Northeastern Section - 48th Annual Meeting (18–20 March 2013)

Paper No. 8
Presentation Time: 3:55 PM

THERMALLY STABLE NANO-COMPOSITE OF ZRO2/MWCNT WITH STRONG INTERFACIAL INTERACTION AND TUNABLE PARTICLE SIZE


LIU, Changchang1, LEE, Sungchul2, SU, Dong3, PFEFFERLE, Lisa1 and HALLER, Gary1, (1)Department of Chemical and Environmental Engineering, Yale University, 9 Hillhouse Avenue Rm 220, New Haven, CT 06511, (2)Energy Laboratory, Corporate R&D Center, Samsung SDI Co., Ltd, 428-5, Gongse-dong, Giheung-gu, Yongin-si, Gyeonggi-do, 446-577, South Korea, (3)Center for Functional Nanomaterials, Brookhaven National Laboratory, Upton, NY 11973, changchang.liu@yale.edu

This research is focused on the synthesis and characterization of a composite of ZrO2 nanoparticles uniformly decorating multi-walled carbon nanotubes (MWCNT) with high dispersion. Using X-ray diffraction (XRD) and high-resolution transmission electron microscopy (HR-TEM), the ZrO2 were found to be 2-3 nm tetragonal crystalline nanoparticles. Strong interfacial interaction between the ZrO2 nanoparticles and the MWCNT surface was observed by near-edge X-ray absorption fine structure spectroscopy (NEXAFS) at the carbon K-edge and the oxygen K-edge, and this strong metal-oxide/support interaction through oxygen functionalities on the MWCNT surface leads to small ZrO2 particle size and thermal stability.

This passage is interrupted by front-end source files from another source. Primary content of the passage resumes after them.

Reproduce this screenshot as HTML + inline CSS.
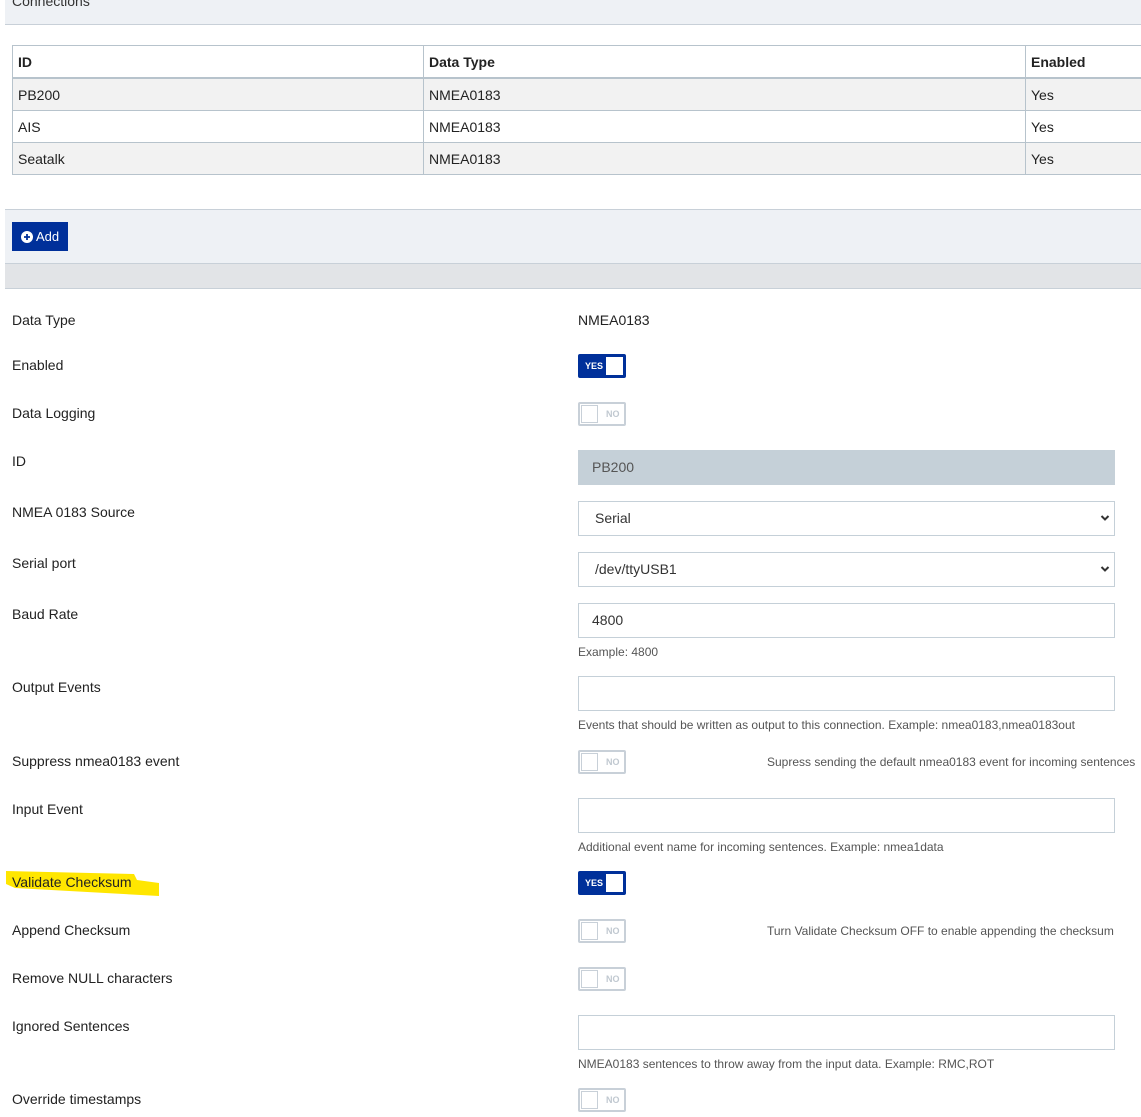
<!DOCTYPE html>
<html><head><style>
body{margin:0;width:1141px;height:1117px;position:relative;overflow:hidden;background:#fff;font-family:"Liberation Sans",sans-serif;color:#222;font-size:14px}
.a{position:absolute}
.lbl{position:absolute;left:12px;line-height:18px;font-size:14px;color:#222}
.tg{position:absolute;left:578px;width:44px;height:20px;border:2px solid #c8d0d8;border-radius:2px;background:#fff}
.tg .k{position:absolute;left:1px;top:1px;width:17px;height:18px;border:1px solid #c8d0d8;box-sizing:border-box;background:#fff}
.tg .t{position:absolute;left:26px;top:5px;font-size:9px;font-weight:bold;color:#c0c8d0}
.tg.on{background:#00309a;border-color:#00309a}
.tg.on .k{left:26px;top:1px;width:17px;border:none}
.tg.on .t{left:5px;color:#fff}
.in{position:absolute;left:578px;width:537px;height:35px;box-sizing:border-box;border:1px solid #c5d0d8;background:#fff;font-size:14px;line-height:33px;padding-left:13px;color:#333}
.sel svg{position:absolute;right:4px;top:12px}
.help{position:absolute;left:578px;font-size:12px;color:#555;line-height:14px}
table{border-collapse:collapse}
td{border:1px solid #b7c3cc;padding:0 5px;font-size:14px;height:31px}
</style></head><body>
<div class="a" style="left:5px;top:0;width:1136px;height:24px;background:#eef1f5;border-bottom:1px solid #c8d0d8"></div>
<div class="a" style="left:12px;top:-7px;font-size:14px;color:#333">Connections</div>
<table class="a" style="left:12px;top:45px;width:1135px">
<tr><td style="width:400px;height:31px;font-weight:bold;border-bottom:2px solid #b7c3cc">ID</td><td style="width:591px;font-weight:bold;border-bottom:2px solid #b7c3cc">Data Type</td><td style="font-weight:bold;border-bottom:2px solid #b7c3cc">Enabled</td></tr>
<tr style="background:#f2f2f2"><td>PB200</td><td>NMEA0183</td><td>Yes</td></tr>
<tr><td>AIS</td><td>NMEA0183</td><td>Yes</td></tr>
<tr style="background:#f2f2f2"><td style="height:30px">Seatalk</td><td>NMEA0183</td><td>Yes</td></tr>
</table>
<div class="a" style="left:5px;top:209px;width:1136px;height:54px;background:#eef1f5;border-top:1px solid #c8d0d8;box-sizing:border-box"></div>
<div class="a" style="left:12px;top:222px;width:56px;height:29px;background:#00309a;color:#fff;font-size:13px;line-height:29px">
<svg class="a" style="left:9px;top:9px" width="12" height="12" viewBox="0 0 12 12"><circle cx="6" cy="6" r="6" fill="#fff"/><path d="M6 3v6M3 6h6" stroke="#00309a" stroke-width="1.8"/></svg>
<span style="position:absolute;left:24px">Add</span></div>
<div class="a" style="left:5px;top:263px;width:1136px;height:26px;background:#e2e4e7;border-top:1px solid #c8d0d8;border-bottom:1px solid #c8d0d8;box-sizing:border-box"></div>

<div class="lbl" style="top:311px">Data Type</div><div class="a" style="left:578px;top:311px;line-height:18px">NMEA0183</div>
<div class="lbl" style="top:356px">Enabled</div><div class="tg on" style="top:354px"><span class="t">YES</span><span class="k"></span></div>
<div class="lbl" style="top:404px">Data Logging</div><div class="tg" style="top:402px"><span class="k"></span><span class="t">NO</span></div>
<div class="lbl" style="top:452px">ID</div><div class="in" style="top:450px;background:#c5d0d8;border-color:#c5d0d8;color:#555">PB200</div>
<div class="lbl" style="top:503px">NMEA 0183 Source</div><div class="in sel" style="top:501px;padding-left:16px">Serial<svg width="10" height="8" viewBox="0 0 10 8"><path d="M1.5 2l3.5 3.5 3.5-3.5" fill="none" stroke="#333" stroke-width="2"/></svg></div>
<div class="lbl" style="top:554px">Serial port</div><div class="in sel" style="top:552px;padding-left:16px">/dev/ttyUSB1<svg width="10" height="8" viewBox="0 0 10 8"><path d="M1.5 2l3.5 3.5 3.5-3.5" fill="none" stroke="#333" stroke-width="2"/></svg></div>
<div class="lbl" style="top:605px">Baud Rate</div><div class="in" style="top:603px">4800</div>
<div class="help" style="top:645px">Example: 4800</div>
<div class="lbl" style="top:678px">Output Events</div><div class="in" style="top:676px"></div>
<div class="help" style="top:718px">Events that should be written as output to this connection. Example: nmea0183,nmea0183out</div>
<div class="lbl" style="top:752px">Suppress nmea0183 event</div><div class="tg" style="top:750px"><span class="k"></span><span class="t">NO</span></div>
<div class="a" style="left:767px;top:755px;font-size:12px;color:#555;white-space:nowrap">Supress sending the default nmea0183 event for incoming sentences</div>
<div class="lbl" style="top:800px">Input Event</div><div class="in" style="top:798px"></div>
<div class="help" style="top:840px">Additional event name for incoming sentences. Example: nmea1data</div>
<svg class="a" style="left:3px;top:866px" width="156" height="32"><path d="M3 5L131 8L134 14L156 17L156 30L12 22L3 18Z" fill="#ffe600"/></svg>
<div class="lbl" style="top:873px">Validate Checksum</div><div class="tg on" style="top:871px"><span class="t">YES</span><span class="k"></span></div>
<div class="lbl" style="top:921px">Append Checksum</div><div class="tg" style="top:919px"><span class="k"></span><span class="t">NO</span></div>
<div class="a" style="left:767px;top:924px;font-size:12px;color:#555;white-space:nowrap">Turn Validate Checksum OFF to enable appending the checksum</div>
<div class="lbl" style="top:969px">Remove NULL characters</div><div class="tg" style="top:967px"><span class="k"></span><span class="t">NO</span></div>
<div class="lbl" style="top:1017px">Ignored Sentences</div><div class="in" style="top:1015px"></div>
<div class="help" style="top:1057px">NMEA0183 sentences to throw away from the input data. Example: RMC,ROT</div>
<div class="lbl" style="top:1090px">Override timestamps</div><div class="tg" style="top:1088px"><span class="k"></span><span class="t">NO</span></div>
</body></html>
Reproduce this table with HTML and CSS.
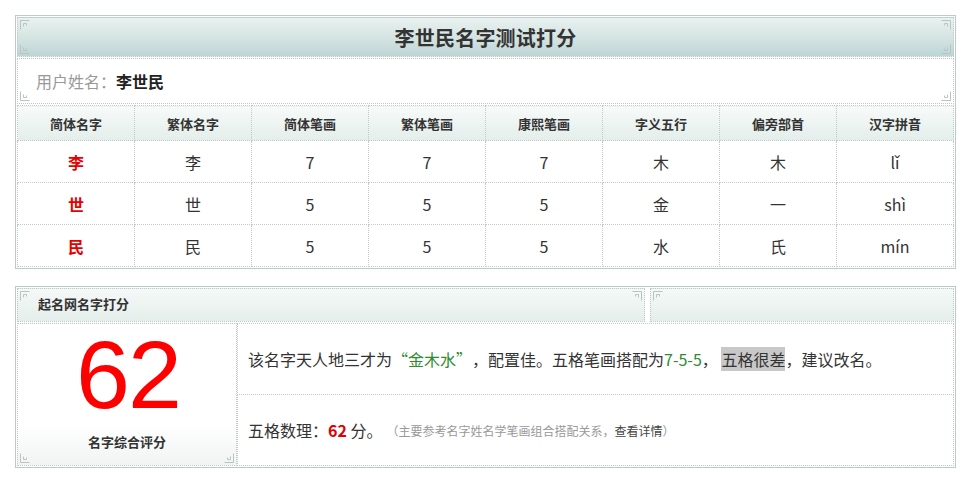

The ZrO2 particle size can be well tuned by varying ZrO2 loading and annealing temperature, as studied by XRD, HR-TEM, in-situ small-angle X-ray scattering (SAXS) and wide-angle X-ray scattering (WAXS), and NEXAFS. Such materials can be turned into solid acid catalysts by sulfur impregnation (S-ZrO2/MWCNT), which has potential applications in fuel cells and biomass processing.